Character Interactions are … well they’re what they say on the tin, a new way to interact with characters accessible through the right-click menu or by pressing the Interactions button at the top right of the character panel. These interactions can entail anything from Exiling a dissident to finding that character a suitably distinguished spouse. The full list of Character Interactions coming in 1.3 is presented here:

  • We’ve converted the Grant and Remove Command interactions for rulers into Character Interactions, as well as Retire Command for ordinary commanders.
  • Royal Marriages! Available for free with the 1.3 Update.
  • Owners of Voice of the People can use the Grant Leadership Interaction to promote an Agitator to an Interest Group Leader, which replaces their Agitator role.
  • Owners of the Voice of the People can use the Grant Command Interaction to promote an Agitator to a General, which does NOT replace their Agitator role.

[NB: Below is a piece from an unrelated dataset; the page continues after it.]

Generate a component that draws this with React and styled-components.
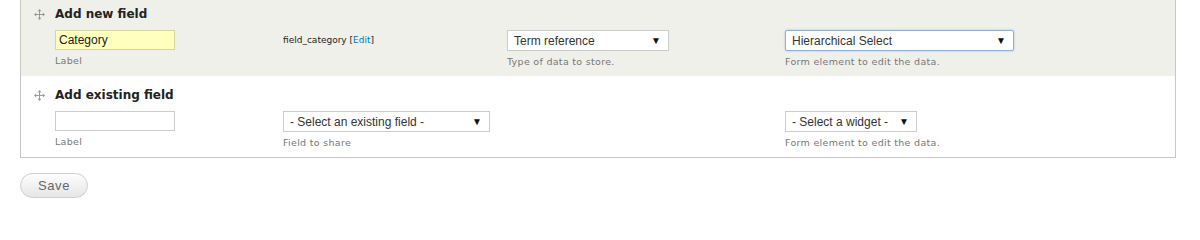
import styled, { createGlobalStyle } from 'styled-components';

const GlobalStyle = createGlobalStyle`
  body {
    margin: 0;
    background: #ffffff;
    font-family: "DejaVu Sans", "Liberation Sans", sans-serif;
    color: #333;
  }
`;

const Page = styled.div`
  padding: 0 24px 0 20px;
`;

const Table = styled.div`
  margin-top: -6px;
  border: 1px solid #c8c8c2;
`;

const Row = styled.div`
  display: grid;
  grid-template-columns: 34px 228px 224px 278px 1fr;
  grid-template-rows: 17px auto;
  row-gap: 7px;
  padding: 11px 0 8px;
  background: ${({ $shaded }) => ($shaded ? '#f0f0eb' : '#ffffff')};
  align-items: start;
`;

const Handle = styled.div`
  display: flex;
  align-items: center;
  justify-content: center;
  height: 17px;
  padding-left: 2px;
`;

const Title = styled.div`
  grid-column: 2 / -1;
  font-size: 12px;
  line-height: 17px;
  font-weight: bold;
  color: #222;
`;

const Cell = styled.div`
  display: flex;
  flex-direction: column;
  align-items: flex-start;
`;

const TextInput = styled.div`
  box-sizing: border-box;
  width: 120px;
  height: 20px;
  border: 1px solid ${({ $filled }) => ($filled ? '#d6d6a0' : '#cccccc')};
  background: ${({ $filled }) => ($filled ? '#ffffbe' : '#ffffff')};
  padding: 0 3px;
  font-family: "Liberation Sans", Arial, sans-serif;
  font-size: 12px;
  line-height: 18px;
  color: #222;
`;

const Select = styled.div`
  box-sizing: border-box;
  display: flex;
  align-items: center;
  justify-content: space-between;
  width: ${({ $w }) => $w}px;
  height: 21px;
  padding: 0 7px 0 6px;
  border: 1px solid ${({ $focus }) => ($focus ? '#8fb0d8' : '#cccccc')};
  box-shadow: ${({ $focus }) => ($focus ? '0 0 2px rgba(90, 140, 210, 0.5)' : 'none')};
  border-radius: ${({ $focus }) => ($focus ? '2px' : '0')};
  background: #ffffff;
  font-family: "Liberation Sans", Arial, sans-serif;
  font-size: 12px;
  color: #333;
`;

const Arrow = styled.span`
  font-size: 10px;
  color: #111;
`;

const Description = styled.div`
  margin-top: 4px;
  font-size: 9.5px;
  line-height: 13px;
  letter-spacing: 0.3px;
  color: #777;
`;

const MachineName = styled.div`
  height: 20px;
  line-height: 20px;
  font-size: 9px;
  color: #222;

  a {
    color: #0074bd;
    text-decoration: none;
  }
`;

const SaveButton = styled.button`
  margin-top: 15px;
  width: 68px;
  height: 25px;
  border: 1px solid #cfcfcf;
  border-radius: 13px;
  background: linear-gradient(#fdfdfd, #e6e6e6);
  font-family: "Liberation Sans", Arial, sans-serif;
  font-size: 13px;
  color: #666;
  letter-spacing: 0.6px;
  padding: 0;
`;

const DragIcon = () => (
  <svg width="11" height="11" viewBox="0 0 11 11" fill="#9a9a9a">
    <rect x="5" y="2" width="1" height="7" />
    <rect x="2" y="5" width="7" height="1" />
    <path d="M5.5 0 L7.5 2.2 L3.5 2.2 Z" />
    <path d="M5.5 11 L7.5 8.8 L3.5 8.8 Z" />
    <path d="M0 5.5 L2.2 3.5 L2.2 7.5 Z" />
    <path d="M11 5.5 L8.8 3.5 L8.8 7.5 Z" />
  </svg>
);

const FieldRow = ({ shaded, title, children }) => (
  <Row $shaded={shaded}>
    <Handle>
      <DragIcon />
    </Handle>
    <Title>{title}</Title>
    <div />
    {children}
  </Row>
);

export default function App() {
  return (
    <Page>
      <GlobalStyle />
      <Table>
        <FieldRow shaded title="Add new field">
          <Cell>
            <TextInput $filled>Category</TextInput>
            <Description>Label</Description>
          </Cell>
          <Cell>
            <MachineName>
              field_category [<a href="#edit">Edit</a>]
            </MachineName>
          </Cell>
          <Cell>
            <Select $w={162}>
              Term reference <Arrow>▼</Arrow>
            </Select>
            <Description>Type of data to store.</Description>
          </Cell>
          <Cell>
            <Select $w={229} $focus>
              Hierarchical Select <Arrow>▼</Arrow>
            </Select>
            <Description>Form element to edit the data.</Description>
          </Cell>
        </FieldRow>
        <FieldRow title="Add existing field">
          <Cell>
            <TextInput />
            <Description>Label</Description>
          </Cell>
          <Cell>
            <Select $w={207}>
              - Select an existing field - <Arrow>▼</Arrow>
            </Select>
            <Description>Field to share</Description>
          </Cell>
          <Cell />
          <Cell>
            <Select $w={132}>
              - Select a widget - <Arrow>▼</Arrow>
            </Select>
            <Description>Form element to edit the data.</Description>
          </Cell>
        </FieldRow>
      </Table>
      <SaveButton>Save</SaveButton>
    </Page>
  );
}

  • Owners of Voice of the People can have their monarch Abdicate the Throne under certain circumstances, such as the monarch’s advanced age.
  • Though we had previously said that Exile Character, Invite Exile, and Repatriate Exile Interactions are exclusive to owners of Voice of the People, this is something that we have re-examined following the community discussions on the topic. After some internal discussions in the team, we have decided that these interactions are too much a core part of the Agitators mechanic and thus we will make them part of the free update.
  • Owners of Voice of the People have access to some France-exclusive Interactions related to the struggle between the different dynastic Houses. We’ll talk more about that next week.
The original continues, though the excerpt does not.